Harold Henthorn, who went on trial this week for the murder of his second wife, allegedly pushed her off a cliff at Rocky Mountain National Park in 2012 because he was trying to get his hands on $4.5 million from three life insurance policies, federal prosecutors argued Tuesday.
Prosecutors claim that Henthorn made conflicting statements to national park rangers, police, family members, and friends about Toni Henthorn's death, ABC7 reported
. He reportedly texted family and friends after the incident, telling some she was alive and others she was dead, prosecutors said in court.
When he called 911 to report an incident at Rocky Mountain National Park, he told emergency operators he couldn't stay on the phone because it was on low battery, but then proceeded to make or receive some 20 calls and 90 text messages after the 911 call ended, according to the television station.
Prosecutor Suneeta Hazra told jurors of another incident in 2011 in which the couple was staying at a Grand Lake cabin they owned, according to the Denver Post
. A beam fell off a porch where Henthorn was working and hit Toni Henthorn in the head, fracturing her vertebrae.
Harza said in court that Harold Henthorn had taken out the three insurance policies on his wife without her knowledge. Investigative ranger Mark Faherty said that Henthorn initially claimed he only had a $1 million insurance policy, and stated that half would go to the couple's daughter and the other half to nonprofits and family.

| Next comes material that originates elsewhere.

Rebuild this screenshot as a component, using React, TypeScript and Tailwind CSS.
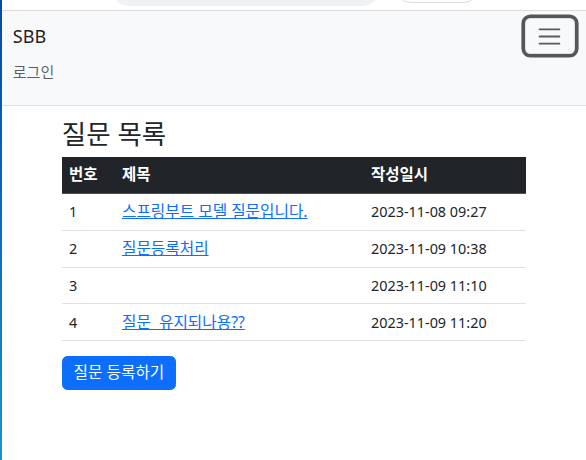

Dr. Barry Bertolet, Toni Henthorn's brother, testified that Harold Henthorn kept changing his story about what happened to his sister. Bertolet said Henthorn first told him that Toni had gotten behind him on the trail and so he went back to look for her and saw then that she had fallen down the cliff, according to the Post.
In another version, Bertolet said Henthorn told him that he was looking at her cellphone when the accident happened and then claimed he had received a text from his daughter.
Craig Truman, Harold Henthorn's attorney, told the federal jury that Toni Henthorn's fall off the cliff was an accident and asked them to judge his client on the facts and not what he called character assassination, according to the Post.
The death of Toni Henthorn has also raised suspicions about the death of Harold Henthorn's first wife, Sandra Lynn Henthorn. She died in 1995 when the couple's Jeep Cherokee slipped off a jack and crushed her while her husband was changing a tire, according to the ABC7.